* _What is expected_: Exactly repeat the material, dropping every picture from the copy.
###
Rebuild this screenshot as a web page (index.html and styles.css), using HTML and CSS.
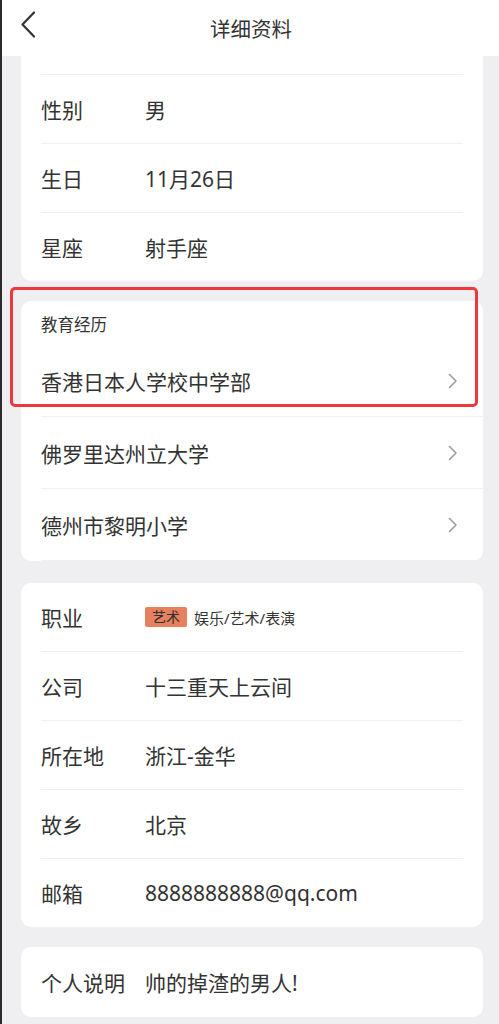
FILE: index.html
```html
<!DOCTYPE html>
<html lang="zh-CN">

<head>
    <meta charset="UTF-8">
    <meta name="viewport" content="width=device-width, initial-scale=1.0">
    <title>详细资料</title>
    <link rel="stylesheet" href="styles.css">
</head>

<body>
    <div class="page">
        <!-- Header -->
        <div class="header">
            <svg class="back" width="16" height="27" viewBox="0 0 16 27">
                <polyline points="14,1.5 2.5,13.5 14,25.5" fill="none" stroke="#333" stroke-width="2.2" stroke-linecap="round" stroke-linejoin="round" />
            </svg>
            <div class="title">详细资料</div>
        </div>

        <div class="content">
            <!-- basic info -->
            <div class="card card-top">
                <div class="row row-cut"></div>
                <div class="row"><span class="label">性别</span><span class="value">男</span></div>
                <div class="row"><span class="label">生日</span><span class="value">11月26日</span></div>
                <div class="row"><span class="label">星座</span><span class="value">射手座</span></div>
            </div>

            <!-- education -->
            <div class="card edu">
                <div class="edu-title">教育经历</div>
                <div class="edu-row">
                    <span class="value">香港日本人学校中学部</span>
                    <svg class="arrow" width="10" height="16" viewBox="0 0 10 16">
                        <polyline points="1.5,1.5 8,8 1.5,14.5" fill="none" stroke="#9a9aa8" stroke-width="1.6" stroke-linecap="round" stroke-linejoin="round" />
                    </svg>
                </div>
                <div class="edu-row">
                    <span class="value">佛罗里达州立大学</span>
                    <svg class="arrow" width="10" height="16" viewBox="0 0 10 16">
                        <polyline points="1.5,1.5 8,8 1.5,14.5" fill="none" stroke="#9a9aa8" stroke-width="1.6" stroke-linecap="round" stroke-linejoin="round" />
                    </svg>
                </div>
                <div class="edu-row">
                    <span class="value">德州市黎明小学</span>
                    <svg class="arrow" width="10" height="16" viewBox="0 0 10 16">
                        <polyline points="1.5,1.5 8,8 1.5,14.5" fill="none" stroke="#9a9aa8" stroke-width="1.6" stroke-linecap="round" stroke-linejoin="round" />
                    </svg>
                </div>
                <div class="highlight"></div>
            </div>

            <!-- work -->
            <div class="card work">
                <div class="row">
                    <span class="label">职业</span>
                    <span class="tag">艺术</span>
                    <span class="job">娱乐/艺术/表演</span>
                </div>
                <div class="row"><span class="label">公司</span><span class="value">十三重天上云间</span></div>
                <div class="row"><span class="label">所在地</span><span class="value">浙江-金华</span></div>
                <div class="row"><span class="label">故乡</span><span class="value">北京</span></div>
                <div class="row"><span class="label">邮箱</span><span class="value">8888888888@qq.com</span></div>
            </div>

            <!-- about -->
            <div class="card about">
                <div class="row"><span class="label">个人说明</span><span class="value">帅的掉渣的男人!</span></div>
            </div>
        </div>
    </div>
</body>

</html>
```

FILE: styles.css
```css
* {
    box-sizing: border-box;
}

body {
    margin: 0;
    font-family: "Noto Sans", "Noto Sans CJK SC", sans-serif;
    color: #333;
}

.page {
    width: 499px;
    height: 1024px;
    overflow: hidden;
    background-color: #efeff1;
    border-left: 2px solid #2b2b2b;
}

.header {
    height: 56px;
    background-color: #fff;
    display: flex;
    align-items: center;
    justify-content: center;
    position: relative;
}

.back {
    position: absolute;
    left: 18px;
    top: 11px;
}

.title {
    font-size: 20.5px;
    margin-left: 1px;
}

.content {
    padding: 0 16px 0 19px;
    display: flex;
    flex-direction: column;
    gap: 20px;
}

.card {
    background-color: #fff;
    border-radius: 10px;
    padding: 0 20px;
}

.card-top {
    border-radius: 0 0 10px 10px;
}

.work {
    margin-top: 2px;
}

.row {
    height: 69px;
    display: flex;
    align-items: center;
    border-bottom: 1px solid #f0f0f2;
}

.row:last-child {
    border-bottom: none;
    height: 68px;
}

.row-cut {
    height: 19px;
}

.label {
    width: 104px;
    font-size: 21px;
    flex-shrink: 0;
}

.value {
    font-size: 21px;
}

.tag {
    background-color: #e6805f;
    color: #2f2f2f;
    font-size: 14px;
    line-height: 20px;
    height: 20px;
    padding: 0 7px;
    border-radius: 2px;
    margin-right: 7px;
}

.job {
    font-size: 15px;
}

/* education */
.edu {
    position: relative;
    padding-right: 0;
}

.edu-title {
    height: 44px;
    font-size: 16.5px;
    display: flex;
    align-items: center;
    padding-top: 1px;
}

.edu-row {
    height: 72px;
    display: flex;
    align-items: center;
    justify-content: space-between;
    padding-right: 25px;
    border-bottom: 1px solid #f0f0f2;
}

.edu-row:last-child {
    border-bottom: none;
    height: 75px;
}

.highlight {
    position: absolute;
    left: -11px;
    top: -14px;
    width: 468px;
    height: 120px;
    border: 3px solid #f0383c;
    border-radius: 5px;
}

.about .row {
    height: 70px;
}
```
###
* _Complete output_:
Rebuild this screenshot as a web page (index.html and styles.css), using HTML and CSS.
FILE: index.html
```html
<!DOCTYPE html>
<html lang="zh-CN">

<head>
    <meta charset="UTF-8">
    <meta name="viewport" content="width=device-width, initial-scale=1.0">
    <title>详细资料</title>
    <link rel="stylesheet" href="styles.css">
</head>

<body>
    <div class="page">
        <!-- Header -->
        <div class="header">
            <svg class="back" width="16" height="27" viewBox="0 0 16 27">
                <polyline points="14,1.5 2.5,13.5 14,25.5" fill="none" stroke="#333" stroke-width="2.2" stroke-linecap="round" stroke-linejoin="round" />
            </svg>
            <div class="title">详细资料</div>
        </div>

        <div class="content">
            <!-- basic info -->
            <div class="card card-top">
                <div class="row row-cut"></div>
                <div class="row"><span class="label">性别</span><span class="value">男</span></div>
                <div class="row"><span class="label">生日</span><span class="value">11月26日</span></div>
                <div class="row"><span class="label">星座</span><span class="value">射手座</span></div>
            </div>

            <!-- education -->
            <div class="card edu">
                <div class="edu-title">教育经历</div>
                <div class="edu-row">
                    <span class="value">香港日本人学校中学部</span>
                    <svg class="arrow" width="10" height="16" viewBox="0 0 10 16">
                        <polyline points="1.5,1.5 8,8 1.5,14.5" fill="none" stroke="#9a9aa8" stroke-width="1.6" stroke-linecap="round" stroke-linejoin="round" />
                    </svg>
                </div>
                <div class="edu-row">
                    <span class="value">佛罗里达州立大学</span>
                    <svg class="arrow" width="10" height="16" viewBox="0 0 10 16">
                        <polyline points="1.5,1.5 8,8 1.5,14.5" fill="none" stroke="#9a9aa8" stroke-width="1.6" stroke-linecap="round" stroke-linejoin="round" />
                    </svg>
                </div>
                <div class="edu-row">
                    <span class="value">德州市黎明小学</span>
                    <svg class="arrow" width="10" height="16" viewBox="0 0 10 16">
                        <polyline points="1.5,1.5 8,8 1.5,14.5" fill="none" stroke="#9a9aa8" stroke-width="1.6" stroke-linecap="round" stroke-linejoin="round" />
                    </svg>
                </div>
                <div class="highlight"></div>
            </div>

            <!-- work -->
            <div class="card work">
                <div class="row">
                    <span class="label">职业</span>
                    <span class="tag">艺术</span>
                    <span class="job">娱乐/艺术/表演</span>
                </div>
                <div class="row"><span class="label">公司</span><span class="value">十三重天上云间</span></div>
                <div class="row"><span class="label">所在地</span><span class="value">浙江-金华</span></div>
                <div class="row"><span class="label">故乡</span><span class="value">北京</span></div>
                <div class="row"><span class="label">邮箱</span><span class="value">8888888888@qq.com</span></div>
            </div>

            <!-- about -->
            <div class="card about">
                <div class="row"><span class="label">个人说明</span><span class="value">帅的掉渣的男人!</span></div>
            </div>
        </div>
    </div>
</body>

</html>
```

FILE: styles.css
```css
* {
    box-sizing: border-box;
}

body {
    margin: 0;
    font-family: "Noto Sans", "Noto Sans CJK SC", sans-serif;
    color: #333;
}

.page {
    width: 499px;
    height: 1024px;
    overflow: hidden;
    background-color: #efeff1;
    border-left: 2px solid #2b2b2b;
}

.header {
    height: 56px;
    background-color: #fff;
    display: flex;
    align-items: center;
    justify-content: center;
    position: relative;
}

.back {
    position: absolute;
    left: 18px;
    top: 11px;
}

.title {
    font-size: 20.5px;
    margin-left: 1px;
}

.content {
    padding: 0 16px 0 19px;
    display: flex;
    flex-direction: column;
    gap: 20px;
}

.card {
    background-color: #fff;
    border-radius: 10px;
    padding: 0 20px;
}

.card-top {
    border-radius: 0 0 10px 10px;
}

.work {
    margin-top: 2px;
}

.row {
    height: 69px;
    display: flex;
    align-items: center;
    border-bottom: 1px solid #f0f0f2;
}

.row:last-child {
    border-bottom: none;
    height: 68px;
}

.row-cut {
    height: 19px;
}

.label {
    width: 104px;
    font-size: 21px;
    flex-shrink: 0;
}

.value {
    font-size: 21px;
}

.tag {
    background-color: #e6805f;
    color: #2f2f2f;
    font-size: 14px;
    line-height: 20px;
    height: 20px;
    padding: 0 7px;
    border-radius: 2px;
    margin-right: 7px;
}

.job {
    font-size: 15px;
}

/* education */
.edu {
    position: relative;
    padding-right: 0;
}

.edu-title {
    height: 44px;
    font-size: 16.5px;
    display: flex;
    align-items: center;
    padding-top: 1px;
}

.edu-row {
    height: 72px;
    display: flex;
    align-items: center;
    justify-content: space-between;
    padding-right: 25px;
    border-bottom: 1px solid #f0f0f2;
}

.edu-row:last-child {
    border-bottom: none;
    height: 75px;
}

.highlight {
    position: absolute;
    left: -11px;
    top: -14px;
    width: 468px;
    height: 120px;
    border: 3px solid #f0383c;
    border-radius: 5px;
}

.about .row {
    height: 70px;
}
```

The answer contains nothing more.